§ **Required work**
Using the records below, locate all lines containing "code" and return them.

-=-=-=-=-

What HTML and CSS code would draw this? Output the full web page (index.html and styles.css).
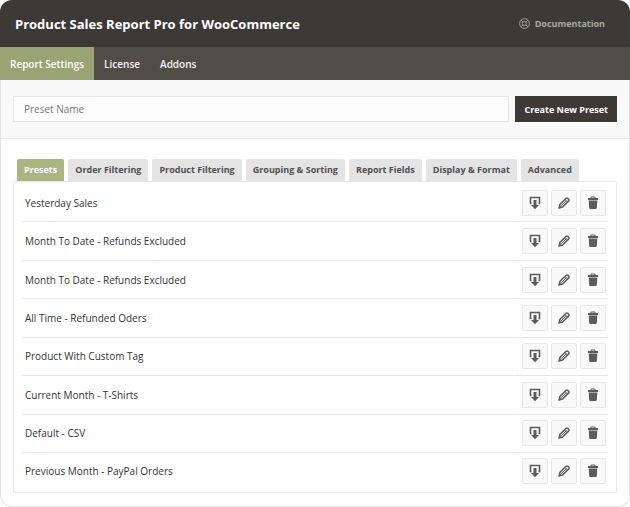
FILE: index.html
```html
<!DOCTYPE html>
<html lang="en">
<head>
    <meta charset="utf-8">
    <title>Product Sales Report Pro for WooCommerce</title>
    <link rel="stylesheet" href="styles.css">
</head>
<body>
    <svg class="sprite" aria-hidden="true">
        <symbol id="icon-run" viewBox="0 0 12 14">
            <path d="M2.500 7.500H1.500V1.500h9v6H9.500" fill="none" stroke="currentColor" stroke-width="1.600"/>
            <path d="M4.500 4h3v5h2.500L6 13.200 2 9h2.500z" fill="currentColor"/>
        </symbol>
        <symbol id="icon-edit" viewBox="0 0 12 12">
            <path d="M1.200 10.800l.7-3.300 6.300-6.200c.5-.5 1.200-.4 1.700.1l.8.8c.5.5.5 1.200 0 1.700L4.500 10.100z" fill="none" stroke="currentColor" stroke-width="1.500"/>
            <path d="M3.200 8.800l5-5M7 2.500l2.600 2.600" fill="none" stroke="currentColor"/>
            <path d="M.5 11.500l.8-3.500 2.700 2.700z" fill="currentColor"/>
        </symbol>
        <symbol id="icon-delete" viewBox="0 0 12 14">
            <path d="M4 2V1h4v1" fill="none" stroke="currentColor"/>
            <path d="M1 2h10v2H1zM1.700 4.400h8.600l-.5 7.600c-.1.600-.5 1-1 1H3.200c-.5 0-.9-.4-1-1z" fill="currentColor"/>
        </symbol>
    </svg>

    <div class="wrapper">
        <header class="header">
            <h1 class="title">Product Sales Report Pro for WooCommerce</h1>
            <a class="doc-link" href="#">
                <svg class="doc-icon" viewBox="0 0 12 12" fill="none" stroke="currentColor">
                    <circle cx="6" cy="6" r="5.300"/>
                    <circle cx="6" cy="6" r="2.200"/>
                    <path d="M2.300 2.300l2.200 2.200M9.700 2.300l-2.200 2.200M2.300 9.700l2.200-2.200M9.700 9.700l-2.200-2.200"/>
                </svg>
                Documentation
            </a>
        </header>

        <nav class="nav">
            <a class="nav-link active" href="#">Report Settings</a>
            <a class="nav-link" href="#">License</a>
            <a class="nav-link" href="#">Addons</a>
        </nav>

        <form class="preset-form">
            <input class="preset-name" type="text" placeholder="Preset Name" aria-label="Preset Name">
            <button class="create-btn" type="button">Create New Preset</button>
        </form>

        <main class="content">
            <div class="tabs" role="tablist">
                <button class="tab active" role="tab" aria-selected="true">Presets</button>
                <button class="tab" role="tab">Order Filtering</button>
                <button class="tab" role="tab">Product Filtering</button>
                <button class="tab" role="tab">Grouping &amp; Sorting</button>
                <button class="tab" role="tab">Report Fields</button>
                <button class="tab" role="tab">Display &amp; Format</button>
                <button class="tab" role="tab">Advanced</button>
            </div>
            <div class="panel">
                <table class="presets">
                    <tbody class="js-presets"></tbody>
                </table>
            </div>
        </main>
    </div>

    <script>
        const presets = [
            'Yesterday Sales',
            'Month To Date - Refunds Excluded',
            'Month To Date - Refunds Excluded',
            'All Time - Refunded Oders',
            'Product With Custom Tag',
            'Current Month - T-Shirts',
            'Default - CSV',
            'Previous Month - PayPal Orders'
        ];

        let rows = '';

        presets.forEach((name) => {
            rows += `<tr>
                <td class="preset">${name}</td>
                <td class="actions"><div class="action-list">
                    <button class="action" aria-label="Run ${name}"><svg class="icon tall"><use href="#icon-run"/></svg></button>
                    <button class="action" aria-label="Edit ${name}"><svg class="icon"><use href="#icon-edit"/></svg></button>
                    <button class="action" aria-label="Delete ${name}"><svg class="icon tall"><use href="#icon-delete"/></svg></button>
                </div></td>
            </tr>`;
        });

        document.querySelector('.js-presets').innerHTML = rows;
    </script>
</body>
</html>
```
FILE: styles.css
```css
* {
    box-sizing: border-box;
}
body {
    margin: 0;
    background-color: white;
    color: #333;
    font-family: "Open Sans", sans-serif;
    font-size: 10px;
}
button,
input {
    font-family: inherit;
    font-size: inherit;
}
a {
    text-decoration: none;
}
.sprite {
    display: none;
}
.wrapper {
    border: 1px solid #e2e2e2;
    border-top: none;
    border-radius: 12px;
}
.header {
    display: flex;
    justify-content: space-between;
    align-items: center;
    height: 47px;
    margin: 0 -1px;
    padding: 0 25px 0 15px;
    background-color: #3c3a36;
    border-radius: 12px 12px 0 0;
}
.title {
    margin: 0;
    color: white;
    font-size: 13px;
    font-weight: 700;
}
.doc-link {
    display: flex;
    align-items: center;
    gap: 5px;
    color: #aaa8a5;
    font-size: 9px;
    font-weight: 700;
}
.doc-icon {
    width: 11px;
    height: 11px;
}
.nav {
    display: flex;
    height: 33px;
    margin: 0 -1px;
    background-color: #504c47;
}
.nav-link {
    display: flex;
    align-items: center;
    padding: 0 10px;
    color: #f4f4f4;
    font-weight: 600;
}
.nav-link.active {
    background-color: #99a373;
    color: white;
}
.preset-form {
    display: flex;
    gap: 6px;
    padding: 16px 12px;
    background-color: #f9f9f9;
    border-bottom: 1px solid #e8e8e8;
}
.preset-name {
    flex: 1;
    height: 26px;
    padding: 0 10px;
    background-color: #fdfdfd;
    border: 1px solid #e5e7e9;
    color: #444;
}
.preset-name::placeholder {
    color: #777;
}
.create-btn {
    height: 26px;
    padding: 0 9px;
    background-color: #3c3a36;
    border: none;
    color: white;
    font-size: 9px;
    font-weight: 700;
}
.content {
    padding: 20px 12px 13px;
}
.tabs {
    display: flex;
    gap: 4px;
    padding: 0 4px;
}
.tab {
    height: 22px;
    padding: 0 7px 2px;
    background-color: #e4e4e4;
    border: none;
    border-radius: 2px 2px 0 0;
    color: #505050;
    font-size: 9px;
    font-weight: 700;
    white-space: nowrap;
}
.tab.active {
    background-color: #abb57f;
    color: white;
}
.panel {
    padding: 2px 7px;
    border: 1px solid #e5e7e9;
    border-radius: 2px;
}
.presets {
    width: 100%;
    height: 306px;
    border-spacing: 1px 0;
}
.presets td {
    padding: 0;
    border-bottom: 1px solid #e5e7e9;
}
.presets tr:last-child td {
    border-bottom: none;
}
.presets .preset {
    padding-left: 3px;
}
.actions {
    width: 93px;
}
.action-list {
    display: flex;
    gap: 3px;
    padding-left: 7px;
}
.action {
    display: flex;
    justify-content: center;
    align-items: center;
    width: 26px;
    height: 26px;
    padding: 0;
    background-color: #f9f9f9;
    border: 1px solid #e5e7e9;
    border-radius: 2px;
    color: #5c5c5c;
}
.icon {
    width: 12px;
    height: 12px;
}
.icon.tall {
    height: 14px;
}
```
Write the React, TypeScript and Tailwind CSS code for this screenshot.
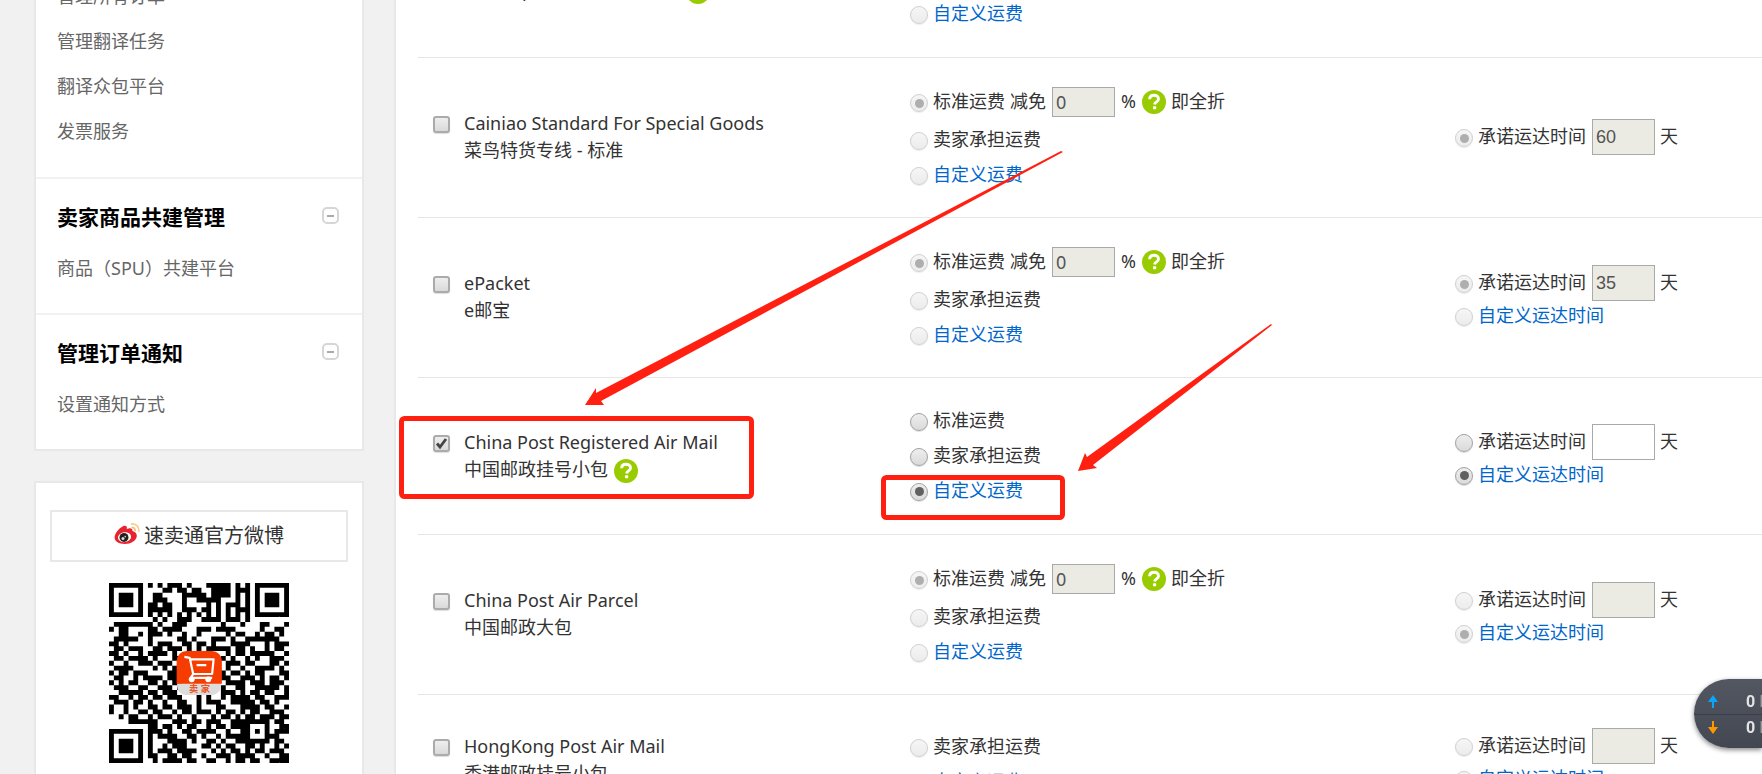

-=-=-=-=-

§ **Answer**
What HTML and CSS code would draw this? Output the full web page (index.html and styles.css).
Write the React, TypeScript and Tailwind CSS code for this screenshot.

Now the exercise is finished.